Nessuna scelta è così personale come la decisione di togliersi la vita. Implica l’assunzione di una responsabilità elevata al massimo grado, assoluta. Un’opzione tra esistere e non esistere. Anche il tormento e la sofferenza che sempre precedono tale scelta sono elementi del tutto individuali, mai condivisi, neppure con i più stretti congiunti. Nulla traspare prima del folle gesto, e tale aspetto annienta i familiari, che niente hanno percepito, che non hanno avuto la minima possibilità di aiutare il loro caro.
Perché, allora, insistere nel definire tali tragedie suicidi di Stato o, ancor peggio, omicidi imputabili allo Stato?
Alcune asettiche considerazioni: l’attuale governo ha fatto il possibile (sebbene a volte in maniera criticabile e discutibile) per fronteggiare una situazione economica quasi disperata. Sono stati assunti provvedimenti molto duri, a volte anche iniqui, ma non esistevano altre alternative Poi occorre dire che le tasse, da sempre, sono state incassate dallo Stato. Attraverso strutture di esazione che adesso si chiamano Equitalia e concessionari locali, che un tempo avevano un’altra denominazione ma sempre la medesima funzione. Così come ci sono sempre stati imprenditori in difficoltà e lavoratori disperati.
Perché adesso tutto ciò ha assunto una maggiore risonanza? Perché si arriva a criminalizzare Equitalia, cioè lo Stato?
Certo, la crisi. Il progressivo impoverimento di quasi tutte le classi sociali. Il cinismo delle banche che, invece di elargire credito, preferiscono operare sul mercato finanziario. La stanchezza. Le maggiori rinunce. L’assenza di prospettive. Le preoccupazioni per il futuro dei figli. Il fallimento. Tutte motivazioni importanti ma, ci si domanda, tali da spingere una persona a rinunciare alla vita?
In ogni caso, se proprio vogliamo addossare responsabilità, perché non chiamare in causa il precedente, indegno governo? Che ha sottovalutato la crisi economica, l’ha sminuita, e ha contribuito in tale maniera a rendere i suoi effetti più devastanti. Purtroppo è onesto affermare che, tra i tanti che hanno sostenuto sia quell’esecutivo che quelli - allo stesso modo irresponsabili - che lo hanno preceduto, forse ci sono tanti imprenditori che adesso si trovano in difficoltà, vittime oltre che della congiuntura economica anche di un’illusione pagata a caro prezzo.

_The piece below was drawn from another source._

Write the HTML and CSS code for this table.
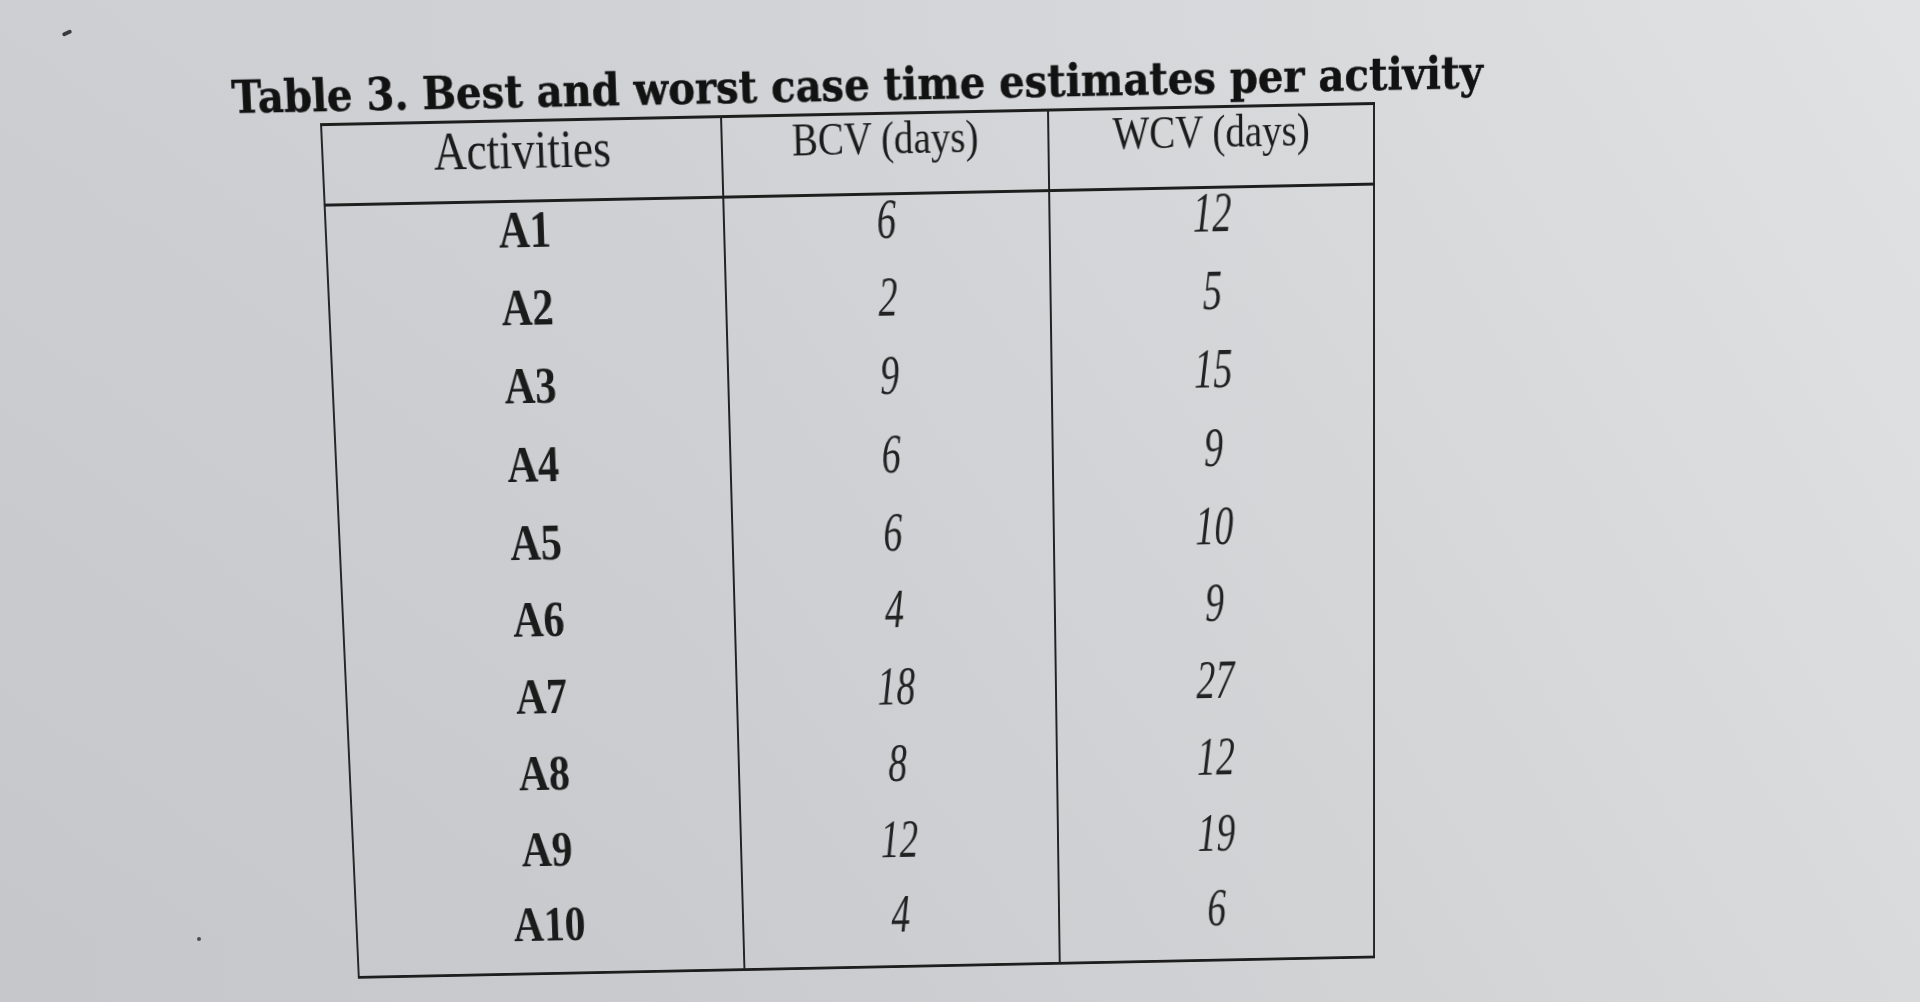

Colpa di tanti, dunque, sebbene non di tutti.
Le tragiche morti di questi tristi giorni da attribuire quindi a una responsabilità non soltanto individuale, ma collettiva. Ma è bene non cullarsi in tali ingannevoli tesi, colme di perversi effetti distorsivi.
È meglio limitarsi a un unico stato d’animo, al solo sentimento che dovrebbe essere consentito di esprimere di fronte a tali dolenti episodi, quello dell’umana pietà.